As Deputy Vice Provost, Tingley launches and oversees initiatives to improve teaching at and by Harvard. He also serves as faculty director for both the VPAL Research Group and the Harvard Initiative on Learning and Teaching (HILT).
His research interests include international relations, international political economy, statistical methodology, and experimental approaches to political science. His book on American foreign policy, Sailing the Water’s Edge, was published in fall 2015 and received the Gladys M. Kammerer Award for the best book published in the field of U.S. national policy. Recent projects explore public attitudes toward global climate technologies and policies, as well as the intersection of causal inference and machine learning in the social sciences.

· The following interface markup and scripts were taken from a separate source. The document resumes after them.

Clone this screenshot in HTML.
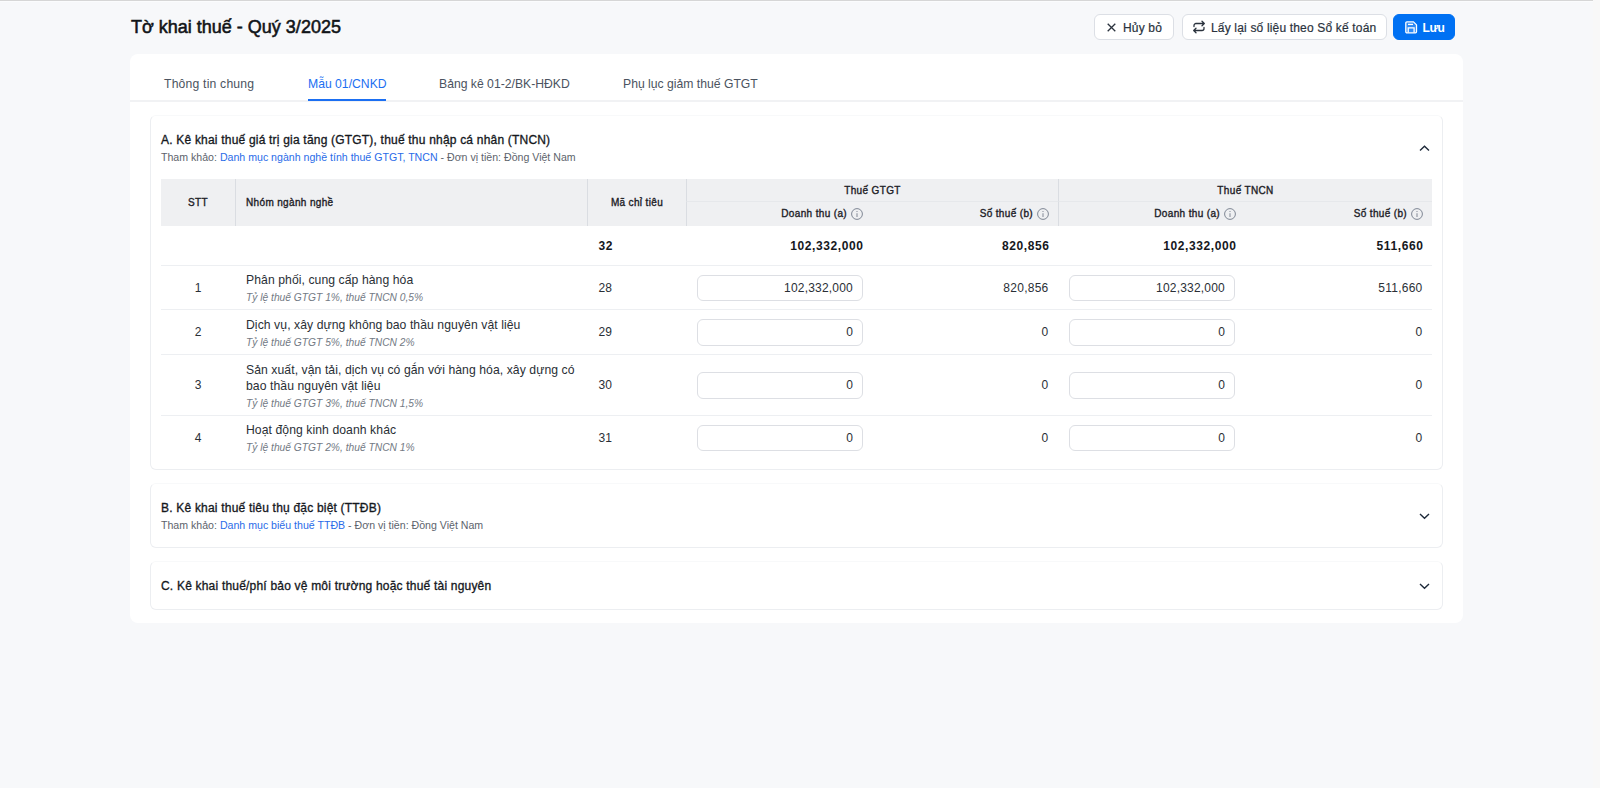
<!DOCTYPE html>
<html><head><meta charset="utf-8">
<style>
*{box-sizing:border-box;margin:0;padding:0}
html,body{width:1600px;height:788px;overflow:hidden}
body{background:#f7f8fa;font-family:"Liberation Sans",sans-serif;color:#1f2329;position:relative}
.topline{position:absolute;left:0;top:0;width:1593px;height:1px;background:#d6d6d6;box-shadow:0 1px 0 #fbfcfd}
.rstrip{position:absolute;left:1593px;top:0;width:7px;height:788px;background:#f8f8f8}
.title{position:absolute;left:131px;top:16px;font-size:18px;font-weight:normal;-webkit-text-stroke:0.55px currentColor;color:#111418;line-height:22px;white-space:nowrap}
.btn{position:absolute;top:14px;height:26px;border:1px solid #dcdfe5;border-radius:6px;background:#fff;font-size:12px;color:#2a323d;white-space:nowrap;line-height:24px}
.btn span{position:absolute;top:1px;letter-spacing:0.17px;-webkit-text-stroke:0.2px currentColor}
.btn svg{position:absolute}
.blue{background:#0071f3;border-color:#0071f3;color:#fff;font-weight:bold}
.card{position:absolute;left:130px;top:54px;width:1333px;height:569px;background:#fff;border-radius:8px}
.tabs{position:absolute;left:0;top:0;width:1333px;height:48px;border-bottom:2px solid #f1f2f4}
.tab{position:absolute;top:22px;font-size:12.2px;color:#4b5360;line-height:16px;white-space:nowrap}
.tab.act{color:#1b6ff2}
.uline{position:absolute;left:178px;top:45px;width:78px;height:2px;background:#1b6ff2}
.sec{position:absolute;left:20px;width:1293px;background:#fff;border:1px solid #eceef1;border-top-color:#f8f9fa;border-radius:6px}
.sh{position:absolute;left:10px;top:16px;white-space:nowrap}
.st{font-size:12px;font-weight:normal;-webkit-text-stroke:0.32px currentColor;letter-spacing:0.2px;color:#15181d;line-height:16px}
.ss{font-size:10.6px;color:#5d636c;line-height:14px;margin-top:2px}
.ss a{color:#2a6be8;text-decoration:none}
.chev{position:absolute;left:1268px}
table{position:absolute;left:10px;top:63px;width:1271px;border-collapse:separate;border-spacing:0;table-layout:fixed}
th{background:#eff0f2;font-size:10px;font-weight:normal;-webkit-text-stroke:0.35px currentColor;letter-spacing:0.35px;color:#1c2026;height:24px;padding:0 10px;white-space:nowrap}
th.g{height:23px;border-bottom:1px solid #e6e8eb;padding-top:1px}
th.l{border-left:1px solid #dadde2}
td{font-size:12px;color:#2a2f36;padding:0 10px;border-bottom:1px solid #edeff2;white-space:nowrap}
td.r,th.r{text-align:right}
th.r{padding-right:9px}
.tot td{font-weight:bold;color:#15181d;height:40px;letter-spacing:0.6px;padding-top:1px}
.name{line-height:16px;font-size:12.2px;letter-spacing:0.07px;color:#2a2f36;white-space:normal}
td.nm{padding:3px 10px 0 11px}
td.mc{padding-left:11.5px}
.it{font-style:italic;font-size:10.25px;color:#737a84;line-height:16px;margin-top:2px}
.inp{height:26.5px;width:166px;border:1px solid #dddfe4;border-radius:6px;text-align:right;padding-right:10px;line-height:25px;letter-spacing:0.2px;padding-right:9px}
td.ic{padding:1px 9px 0 11px}
.tot td.r{padding-right:8.5px}
td.v{padding-right:9.5px;letter-spacing:0.25px}
.info{display:inline-block;vertical-align:middle;margin-left:4px;position:relative;top:0px}
</style></head><body>
<div class="topline"></div>
<div class="rstrip"></div>
<div class="title">Tờ khai thuế - Quý 3/2025</div>

<div class="btn" style="left:1094px;width:80px">
  <svg style="left:12px;top:8px" width="9" height="9" viewBox="0 0 9 9"><path d="M0.7 0.7L8.3 8.3M8.3 0.7L0.7 8.3" stroke="#2a323d" stroke-width="1.3" fill="none"/></svg>
  <span style="left:28px">Hủy bỏ</span>
</div>
<div class="btn" style="left:1182px;width:205px">
  <svg style="left:9px;top:5px" width="14" height="14" viewBox="0 0 14 14"><path d="M2 6.5V5.5a2 2 0 0 1 2-2h8M10 1.2L12.3 3.5L10 5.8M12 7.5v1a2 2 0 0 1-2 2H2M4 8.2L1.7 10.5L4 12.8" stroke="#2a323d" stroke-width="1.3" fill="none" stroke-linecap="round" stroke-linejoin="round"/></svg>
  <span style="left:28px">Lấy lại số liệu theo Sổ kế toán</span>
</div>
<div class="btn blue" style="left:1393px;width:62px">
  <svg style="left:11px;top:6px" width="13" height="13" viewBox="0 0 13 13"><path d="M1.9 0.9h6.6l3 3v6.9a1.1 1.1 0 0 1-1.1 1.1H1.9a1.1 1.1 0 0 1-1.1-1.1V2a1.1 1.1 0 0 1 1.1-1.1z" stroke="#fff" stroke-width="1.3" fill="rgba(255,255,255,0.18)" stroke-linejoin="round"/><path d="M3 3.4h5" stroke="#fff" stroke-width="1.3"/><path d="M3.2 11.5V6.9h5.9v4.6" stroke="#fff" stroke-width="1.3" fill="none"/></svg>
  <span style="left:28.5px;font-size:12px;letter-spacing:-0.45px;-webkit-text-stroke:0">Lưu</span>
</div>

<div class="card">
  <div class="tabs">
    <div class="tab" style="left:34px;letter-spacing:0.19px">Thông tin chung</div>
    <div class="tab act" style="left:178px">Mẫu 01/CNKD</div>
    <div class="tab" style="left:309px">Bảng kê 01-2/BK-HĐKD</div>
    <div class="tab" style="left:493px">Phụ lục giảm thuế GTGT</div>
    <div class="uline"></div>
  </div>

  <div class="sec" style="top:61px;height:355px">
    <div class="sh">
      <div class="st">A. Kê khai thuế giá trị gia tăng (GTGT), thuế thu nhập cá nhân (TNCN)</div>
      <div class="ss">Tham khảo: <a>Danh mục ngành nghề tính thuế GTGT, TNCN</a> - Đơn vị tiền: Đồng Việt Nam</div>
    </div>
    <svg class="chev" style="top:28.5px" width="11" height="7" viewBox="0 0 11 7"><path d="M1 5.4L5.5 1.2L10 5.4" stroke="#1e2a3a" stroke-width="1.4" fill="none"/></svg>
    <table>
      <colgroup><col style="width:74px"><col style="width:352px"><col style="width:99px"><col style="width:186px"><col style="width:186px"><col style="width:187px"><col style="width:187px"></colgroup>
      <tr><th rowspan="2" style="text-align:center">STT</th><th rowspan="2" class="l" style="text-align:left">Nhóm ngành nghề</th><th rowspan="2" class="l" style="text-align:center">Mã chỉ tiêu</th><th colspan="2" class="l g">Thuế GTGT</th><th colspan="2" class="l g">Thuế TNCN</th></tr>
      <tr><th class="r l">Doanh thu (a)<svg class="info" width="12" height="12" viewBox="0 0 12 12"><circle cx="6" cy="6" r="5.4" stroke="#7f8794" stroke-width="1" fill="none"/><path d="M6 5.3v3.7M6 3.1v1" stroke="#8c939e" stroke-width="1.1"/></svg></th><th class="r">Số thuế (b)<svg class="info" width="12" height="12" viewBox="0 0 12 12"><circle cx="6" cy="6" r="5.4" stroke="#7f8794" stroke-width="1" fill="none"/><path d="M6 5.3v3.7M6 3.1v1" stroke="#8c939e" stroke-width="1.1"/></svg></th><th class="r l">Doanh thu (a)<svg class="info" width="12" height="12" viewBox="0 0 12 12"><circle cx="6" cy="6" r="5.4" stroke="#7f8794" stroke-width="1" fill="none"/><path d="M6 5.3v3.7M6 3.1v1" stroke="#8c939e" stroke-width="1.1"/></svg></th><th class="r">Số thuế (b)<svg class="info" width="12" height="12" viewBox="0 0 12 12"><circle cx="6" cy="6" r="5.4" stroke="#7f8794" stroke-width="1" fill="none"/><path d="M6 5.3v3.7M6 3.1v1" stroke="#8c939e" stroke-width="1.1"/></svg></th></tr>
      <tr class="tot"><td></td><td></td><td class="mc">32</td><td class="r">102,332,000</td><td class="r">820,856</td><td class="r">102,332,000</td><td class="r">511,660</td></tr>
      <tr style="height:44px"><td style="text-align:center">1</td><td class="nm"><div class="name">Phân phối, cung cấp hàng hóa</div><div class="it">Tỷ lệ thuế GTGT 1%, thuế TNCN 0,5%</div></td><td class="mc">28</td><td class="ic"><div class="inp">102,332,000</div></td><td class="r v">820,856</td><td class="ic"><div class="inp">102,332,000</div></td><td class="r v">511,660</td></tr>
      <tr style="height:45px"><td style="text-align:center">2</td><td class="nm"><div class="name">Dịch vụ, xây dựng không bao thầu nguyên vật liệu</div><div class="it">Tỷ lệ thuế GTGT 5%, thuế TNCN 2%</div></td><td class="mc">29</td><td class="ic"><div class="inp">0</div></td><td class="r v">0</td><td class="ic"><div class="inp">0</div></td><td class="r v">0</td></tr>
      <tr style="height:61px"><td style="text-align:center">3</td><td class="nm"><div class="name">Sản xuất, vận tải, dịch vụ có gắn với hàng hóa, xây dựng có bao thầu nguyên vật liệu</div><div class="it">Tỷ lệ thuế GTGT 3%, thuế TNCN 1,5%</div></td><td class="mc">30</td><td class="ic"><div class="inp">0</div></td><td class="r v">0</td><td class="ic"><div class="inp">0</div></td><td class="r v">0</td></tr>
      <tr style="height:43px"><td style="text-align:center;border:0">4</td><td class="nm" style="border:0"><div class="name">Hoạt động kinh doanh khác</div><div class="it">Tỷ lệ thuế GTGT 2%, thuế TNCN 1%</div></td><td class="mc" style="border:0">31</td><td class="ic" style="border:0"><div class="inp">0</div></td><td class="r v" style="border:0">0</td><td class="ic" style="border:0"><div class="inp">0</div></td><td class="r v" style="border:0">0</td></tr>
    </table>
  </div>

  <div class="sec" style="top:429px;height:65px">
    <div class="sh">
      <div class="st">B. Kê khai thuế tiêu thụ đặc biệt (TTĐB)</div>
      <div class="ss">Tham khảo: <a>Danh mục biểu thuế TTĐB</a> - Đơn vị tiền: Đồng Việt Nam</div>
    </div>
    <svg class="chev" style="top:29px" width="11" height="7" viewBox="0 0 11 7"><path d="M1 1.1L5.5 5.3L10 1.1" stroke="#1e2a3a" stroke-width="1.4" fill="none"/></svg>
  </div>

  <div class="sec" style="top:507px;height:49px">
    <div class="sh">
      <div class="st">C. Kê khai thuế/phí bảo vệ môi trường hoặc thuế tài nguyên</div>
    </div>
    <svg class="chev" style="top:21px" width="11" height="7" viewBox="0 0 11 7"><path d="M1 1.1L5.5 5.3L10 1.1" stroke="#1e2a3a" stroke-width="1.4" fill="none"/></svg>
  </div>
</div>
</body></html>
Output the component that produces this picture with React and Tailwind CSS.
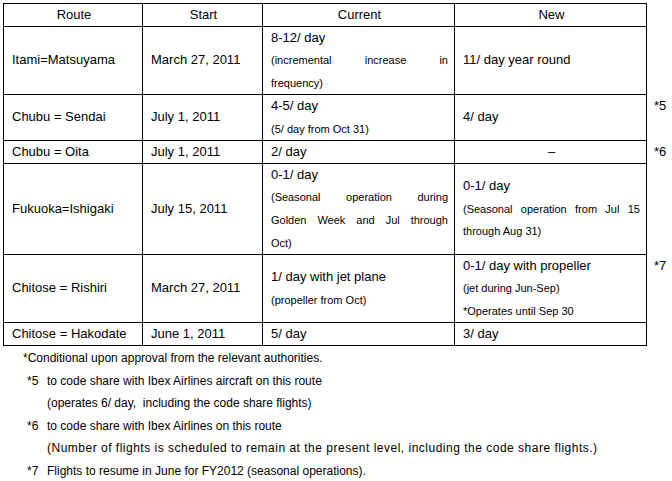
const rows = [
  { h: "h-[68px]", note: "" },
  { h: "h-[46px]", note: "*5" },
  { h: "h-[23px]", note: "*6" },
  { h: "h-[91px]", note: "" },
  { h: "h-[68px]", note: "*7" },
  { h: "h-[23px]", note: "" },
];

function Big({ children }) {
  return <div className="text-[13px] leading-[22.6px] whitespace-nowrap">{children}</div>;
}

function Small({ children }) {
  return <div className="text-[11px] leading-[22.6px] whitespace-nowrap">{children}</div>;
}

// justified line: words spread to both edges
function Just({ text }) {
  return (
    <div className="flex justify-between text-[11px] leading-[22.6px] whitespace-nowrap">
      {text.split(" ").map((w, i) => (
        <span key={i}>{w}</span>
      ))}
    </div>
  );
}

function Cell({ children, center, pr = "pr-[6px]" }) {
  return (
    <div
      className={`border-r border-b border-black flex flex-col justify-center pl-[8px] ${pr} overflow-hidden ${
        center ? "items-center pl-0 pr-0" : ""
      }`}
    >
      {children}
    </div>
  );
}

export default function App() {
  return (
    <div
      className="w-[672px] h-[481px] bg-white text-black overflow-hidden"
      style={{ fontFamily: '"Liberation Sans", Arial, sans-serif' }}
    >
      <div className="flex pt-[3px] pl-[3px]">
        {/* table */}
        <div className="grid grid-cols-[139px_120px_192px_192px] grid-rows-[23px_68px_46px_23px_91px_68px_23px] border-l border-t border-black">
          <Cell center><Big>Route</Big></Cell>
          <Cell center><Big>Start</Big></Cell>
          <Cell center><Big>Current</Big></Cell>
          <Cell center><Big>New</Big></Cell>

          <Cell><Big>Itami=Matsuyama</Big></Cell>
          <Cell><Big>March 27, 2011</Big></Cell>
          <Cell>
            <Big>8-12/ day</Big>
            <Just text="(incremental increase in" />
            <Small>frequency)</Small>
          </Cell>
          <Cell><Big>11/ day year round</Big></Cell>

          <Cell><Big>Chubu = Sendai</Big></Cell>
          <Cell><Big>July 1, 2011</Big></Cell>
          <Cell>
            <Big>4-5/ day</Big>
            <Small>(5/ day from Oct 31)</Small>
          </Cell>
          <Cell><Big>4/ day</Big></Cell>

          <Cell><Big>Chubu = Oita</Big></Cell>
          <Cell><Big>July 1, 2011</Big></Cell>
          <Cell><Big>2/ day</Big></Cell>
          <Cell center><Big>–</Big></Cell>

          <Cell><Big>Fukuoka=Ishigaki</Big></Cell>
          <Cell><Big>July 15, 2011</Big></Cell>
          <Cell>
            <Big>0-1/ day</Big>
            <Just text="(Seasonal operation during" />
            <Just text="Golden Week and Jul through" />
            <Small>Oct)</Small>
          </Cell>
          <Cell>
            <Big>0-1/ day</Big>
            <Just text="(Seasonal operation from Jul 15" />
            <Small>through Aug 31)</Small>
          </Cell>

          <Cell><Big>Chitose = Rishiri</Big></Cell>
          <Cell><Big>March 27, 2011</Big></Cell>
          <Cell>
            <Big>1/ day with jet plane</Big>
            <Small>(propeller from Oct)</Small>
          </Cell>
          <Cell>
            <Big>0-1/ day with propeller</Big>
            <Small>(jet during Jun-Sep)</Small>
            <Small>*Operates until Sep 30</Small>
          </Cell>

          <Cell><Big>Chitose = Hakodate</Big></Cell>
          <Cell><Big>June 1, 2011</Big></Cell>
          <Cell><Big>5/ day</Big></Cell>
          <Cell><Big>3/ day</Big></Cell>
        </div>

        {/* notes beside the table */}
        <div className="flex flex-col pt-[24px] pl-[7px]">
          {rows.map((r, i) => (
            <div key={i} className={`${r.h} text-[13px] leading-[22.6px]`}>
              {r.note}
            </div>
          ))}
        </div>
      </div>

      {/* footnotes */}
      <div className="mt-[1px] text-[12px] leading-[22.6px] whitespace-nowrap">
        <div className="pl-[23px]">*Conditional upon approval from the relevant authorities.</div>
        <div className="flex pl-[27px]">
          <span className="w-[20px]">*5</span>
          <span>to code share with Ibex Airlines aircraft on this route</span>
        </div>
        <div className="pl-[47px]">(operates 6/ day,&nbsp; including the code share flights)</div>
        <div className="flex pl-[27px]">
          <span className="w-[20px]">*6</span>
          <span>to code share with Ibex Airlines on this route</span>
        </div>
        <div className="pl-[47px] tracking-[0.5px]">
          (Number of flights is scheduled to remain at the present level, including the code share flights.)
        </div>
        <div className="flex pl-[27px]">
          <span className="w-[20px]">*7</span>
          <span>Flights to resume in June for FY2012 (seasonal operations).</span>
        </div>
      </div>
    </div>
  );
}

Tingley received his B.A. in political science from the University of Rochester, magna cum laude, with a minor in mathematics, and his Ph.D. in politics from Princeton University.

Charles Waldheim
Charles Waldheim is a North American architect and urbanist based in Cambridge, Massachusetts. His research explores the relationships between landscape, ecology, and contemporary urbanism. Waldheim developed the theory of landscape urbanism in response to the industrial economies and emergent ecologies of the American city, and curates the Harvard GSD’s Future of the American City podcast series on this topic.
Waldheim is author, editor, or co-editor of numerous publications, including Landscape as Urbanism: A General Theory (Princeton University Press) and The Landscape Urbanism Reader (Princeton Architectural Press). He is the John E. Irving Professor at the Harvard University Graduate School of Design, where he directs the Office for Urbanization. He also serves as the Ruettgers Curator of Landscape at the Isabella Stewart Gardner Museum in Boston.
Waldheim is the recipient of numerous fellowships and visiting appointments, including the Rome Prize Fellowship from the American Academy in Rome; the Visiting Scholar Research Fellowship at the Canadian Centre for Architecture; the Sanders Fellowship at the University of Michigan; and the Cullinan Chair at Rice University. He has been a visiting scholar at the Architectural Association in London and the Bauhaus in Dessau, Germany.